People are different, we tend to forget that
Although we became good friends in such a small span of time but I forgot the fact that we were completely different personalities. We had many common experiences, common thought process but we had a very different outlook on life and relationships.
I am a very soft at heart person, who usually does not go out of the way to make new friends but once someone becomes a close friend of mine, I'm totally loyal towards them and expect the same kind of behaviour from them.
He on the other hand is a very jolly, friendly and carefree person who loves to enjoy life. He likes to be around people but doesn't get attached to people too quickly.
We should not expect people to behave and react the way we are.. that's wrong expectation.
How is the situation now?
We hardly talk to each other. I never changed my behaviour, however he did for unknown reasons. I tried my best to bring back things to normal but he clearly did not want it. So after doing my best I stopped nagging him. Now we are back to being normal classmates. We exchange random conversations 2-3 times a week, that's all.
But those 2 months I'll always cherish as part of my good memories in college. I still believe that he was completely truthful to me during those days and it was a genuine friendship. Maybe he let out alot of his emotions back then unknowingly and I have got to know him in ways he never wanted me to, so now he's running away from the truth.
What's your experience?
Have you ever faced such a similar situation?
7 things you should not do in such situations
1. Nag the person continuously to talk like before.
2. Get angry at them.
3. Blame them for you being upset and pick a fight. Arguments are never a solution to these situations.
4. Complain about him to others. You should never break the trust you had with the person before of situation changes.
5. Show attitude and stop talking to him completely.
6. Creating a scene in front of others.
7. Begging them everyday and asking for the reason for their behaviour. You should never lower your self esteem so much infront of anyone.
7 things you should do in such situations
1. Communicate how you are feeling because of his behaviour.
2. Don't isolate yourself and keep on thinking about the situation.
3. Don't do anything stupid like hurting yourself inorder to get back their attention. It never works.
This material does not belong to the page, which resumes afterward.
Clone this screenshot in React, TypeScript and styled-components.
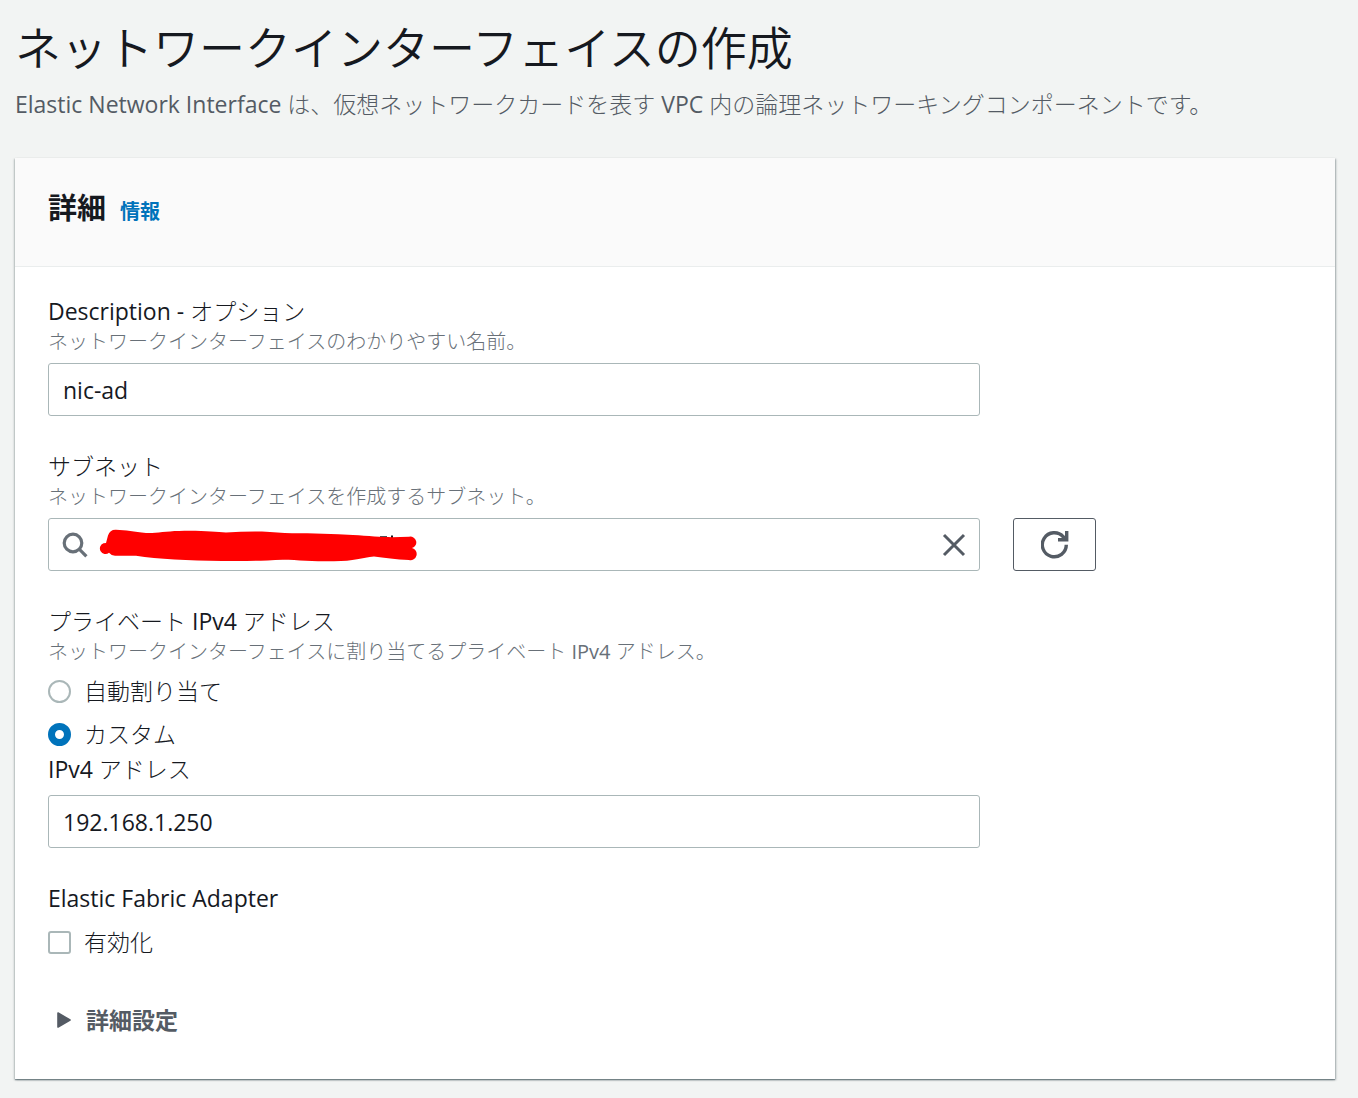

4. Sharing your situation with others might help but don't blindly follow their advices. Only you both know how it used to be between you two, so don't let others make the decision for you.
5. Try to think of any reason which might have upset him to take such a decision. Try to understand his point of view too.
6. Ensure he knows that he will always be a good friend for you and he can share anything he wants to.
7. Try going back to normal life, hangout with more people, give him his space. You can only hope that one day you get all your answers.